Lawyer Ameci said her clients, faced with a period of uncertainty, would now have to weigh their risks. Should they roll back new policies to save money and then face potential liability if the regulation is ultimately upheld? That risk might be worth it, she said, for nonprofits that often have people doing professional work but earning about $35,000 a year.

Clients might have told some employees who had earned just below the $921 threshold that they were getting raises to move them above the threshold, she said. Would they now take away those raises?

What about the people shifted to hourly positions and time clocks? Would they be returned to their salaried positions? Would the costs of shifting systems outweigh the salary savings?

It's unclear how the Trump administration will respond. In an August interview with the website Circa, then-presidential candidate Donald Trump said, "We have to address the issues of overtaxation and overregulation and the lack of access to credit markets to get our small-business owners thriving again.
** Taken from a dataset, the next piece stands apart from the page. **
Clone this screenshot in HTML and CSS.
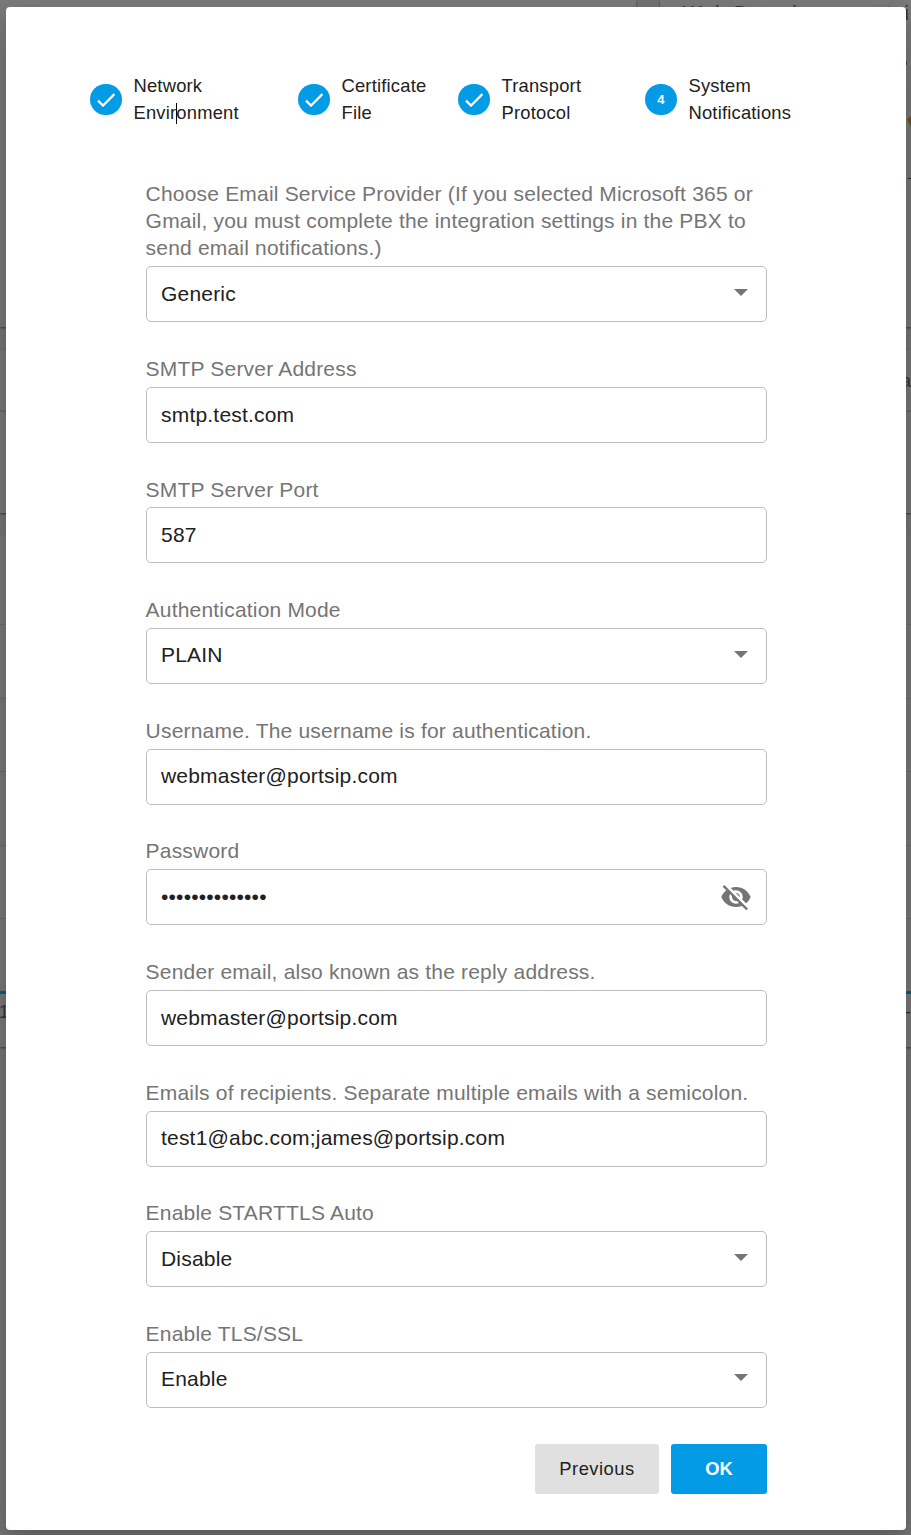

"Rolling back the overtime regulation is just one example of the many regulations that need to be addressed to do that. We would love to see a delay or a carve-out of sorts for our small-business owners," Trump said.

In the Philadelphia region, some companies had turned to Michael Kulakowski, director of legal compliance for the MidAtlantic Employers' Association, to review their employees' status. The association, based in King of Prussia, supports hundreds of businesses in the region.

In every audit of every company, Kulakowski said, he found people with executive, administrative or professional duties earning less than the proposed floor of $921 a week.

"If someone had been exempt for many years and enjoyed the freedom to come and go and to punch out, and now you are telling employees that they are hourly employees and they have to keep track of their time," they may consider that demeaning, he said. Also, companies had to devise timekeeping systems.